Кто – мы? Потонул в медведях
Тот край, потонул в полозьях.
Кто – мы? Не из тех, что ездят —
Вот – мы! А из тех, что возят:
Возницы. В раненьях жгучих
В грязь вбитые – за везучесть.
Везло! Через Дон – так голым
Льдом. Хвать – так всегда патроном
Последним. Привар – несолон.
Хлеб – вышел. Уж так везло нам!
Всю Русь в наведенных дулах
Несли на плечах сутулых.
Не вывезли!

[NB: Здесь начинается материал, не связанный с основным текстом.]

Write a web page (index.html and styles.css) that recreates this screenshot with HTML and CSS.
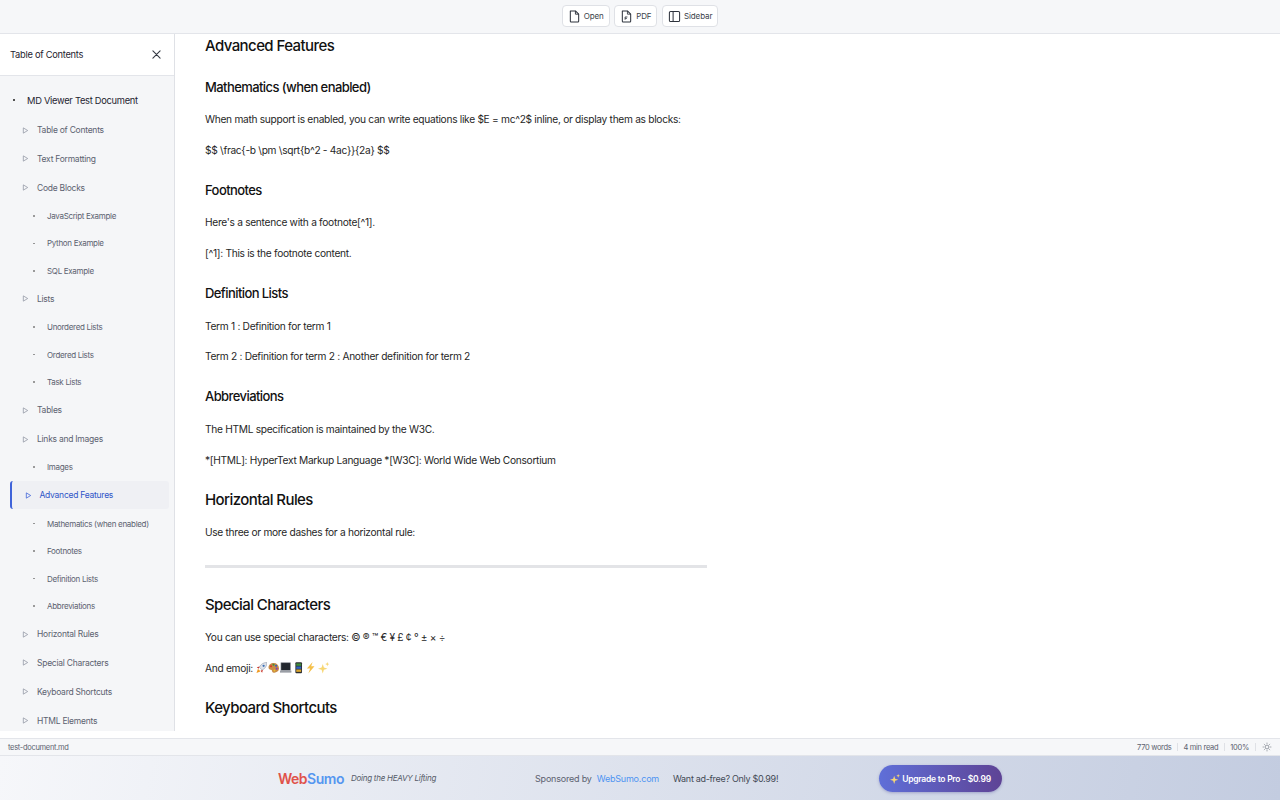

Пешим дралом —
В ночь, выхаркнуты народом!
Кто мы? да по всем вокзалам!
Кто мы? да по всем заводам!
По всем гнойникам гаремным
[160] —
Мы, вставшие за деревню,
За – дерево…
С шестерней, как с бабой, сладившие —
Это мы – белоподкладочники?
С Моховой князья да с Бронной-то —
Мы-то – золотопогонники?
Гробокопы, клополовы —
Подошло! подошло!
Это мы пустили слово:
Хорошо! хорошо!
Судомои, крысотравы,
Дом – верша, гром – глуша,
Это мы пустили славу:
– Хороша! хороша! —
Русь!
Маляры-то в поднебесьице —
Это мы-то с жиру бесимся?
Баррикады в Пятом строили —
Мы, ребятами.
– История.
Баррикады, а нынче троны.
Но все тот же мозольный лоск.
И сейчас уже Шарантоны
Не вмещают российских тоск.
Мрем от них. Под шинелью драной —
Мрем, наган наставляя в бред…
Перестраивайте Бедламы:
Все – малы для российских бед!
Бредит шпорой костыль – острите! —
Пулеметом – пустой обшлаг.
В сердце, явственном после вскрытья —
Ледяного похода знак.
Всеми пытками не исторгли!
И да будет известно – там:
Доктора нас узнают в морге
По не в меру большим сердцам.
[161]Анализируя упадок и величие русской эмиграции, Мережсковский в 1926 году, словно эхом, вторит Цветаевой: «Наша эмиграция – это наш путь в Россию. <…> Наши страдания подобны слепоте. Свет наших глаз восторгает нас самих. <…> Мы потеряли жизнь внешнюю, но у нас открылось внутреннее зрение, и мы увидели невидимую Россию, Землю Обетованную. <…> Нужно, чтобы тебя лишили твоей земли, только тогда ты увидишь ее неземной любовью».
В отсутствие привычной с детства среды, знакомых пейзажей патриотизм изгнанников становился подобным надгробному священнодействию. Писать и говорить по-русски стало для них отныне единственным способом доказать, что они еще существуют, пусть даже вырванные с корнями из родной почвы и с поруганными святынями. С маниакальным упрямством те, кто потерял все, силились сохранить убеждение в том, что зато им остается – вечное: вера в будущее и культ прошлого. Эти две противоречивые страсти основывались на одном и том же мираже, который помогал выжить этим восторженным зомби в мире, больше их не желавшем. Если им случалось порой с радостью узнать, что они приглашены в дружеский дом, они всегда, несмотря на улыбки, чувствовали себя там чужаками. Быть изгнанником – значит постоянно ощущать себя не на своем месте во вселенной, чей язык, воспоминания, традиции, легенды, кухня не те, какие питали тебя с младенчества. Значит – быть на крутом подъеме застигнутым зовом пустоты. Значит – ощупью искать точку опоры, балансируя над пропастью. Значит – отказаться признать, что ваша личность похищена у вас вместе с вашей страной.